If you like a place don’t post it. No need to boast on Instagram or Facebook, tell your friends or nice people you meet. Best places are found by word of mouth.

Jeremy Bray
Jeremy Bray
4 months ago

“make it too expensive and you run the risk of exclusivity.”

But make it too cheap and available and you risk ruining much of the quality that made the place desirable and end up with sites of “tourist experience” rather the genuine article that drew people there in the first place. The crowds at many tourist destinations now ruin the experience unless you go out of season or out of the usual hours.

JR Stoker
JR Stoker
4 months ago

Interesting article pondering a very real conflict – we do indeed destroy the things we love.
Sorry to carp incidentally, but I think your uncle is a deer stalker; a deerstalker is a hat.

Garrett R
Garrett R
4 months ago

Excellent post. It’s a global problem and one without satisfactory solutions. I always grow annoyed with urban environmentalists who lambast ranchers for slaughtering wolves, who often lay waste to their cattle. I also completely understand the importance wolves play in the ecosystem and the carnage Wisconsin unleashed on its wolf population in a span of a week a year or so ago.

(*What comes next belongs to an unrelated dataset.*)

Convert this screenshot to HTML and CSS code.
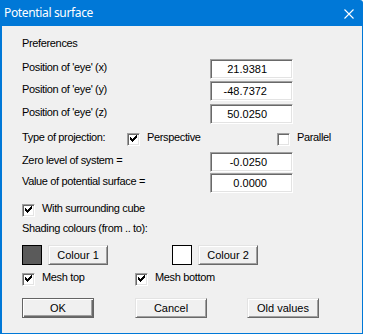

Tourism is a frustrating endeavor. Western North Carolina 20 years ago was still very much a hidden jewel that has now morphed into overbuilt and overrun tourist traps. There are still many good places in that area but summer is hell.

Beth Windle
Beth Windle
4 months ago

I live in the Lake District and we’re having similar problems. Businesses are starting to close because they cannot find staff to work for them. (There aren’t affordable places to live and public transport is costly.)

The problem with tourism as a whole is complex. I think there’s little to no balance. Whilst the Lake District thrums with activity, packed car parks and high streets. A little over the National Park border is a different story. (Despite being just as beautiful)

The issue is giving places ‘special’ significance. It doesn’t allow balance. It gives tourists a false incentive that one place is ‘better’ than another. I personally believe that we can do something about this.

Dan Steele
Dan Steele
4 months ago

Apparently, Patrick sees no irony in his driving thru this nearly pristine wilderness in a pollution spewing vehicle … (sarc off)

TERRY JESSOP
TERRY JESSOP
3 months ago
Reply to  Dan Steele

And does anyone else think it strange that he is happy to shoot an inoffensive goose, and then make a sarky comment about the influx of holidaymakers settling in to enjoy croissants and the picture-postcard view?

Ruairidh Mackinnon
Ruairidh Mackinnon
4 months ago

Interesting post. 2 points I would make though are crofting and farming are different things. Crofters are not farmers and vice versa. Secondly Skye is not part of the Western Isles. Lewis, Harris, Scalpay Berneray, N and S Uist, Benbecula and Barra plus a host of smaller, uninhabited islands make up the Western Isles. Skye is part of the Inner Hebrides, a different group. If you want to hear corncrakes, they are still to be found on the Western coast of Lewis, Harris and N and S Uist. I have heard their particularly annoying call many times this summer.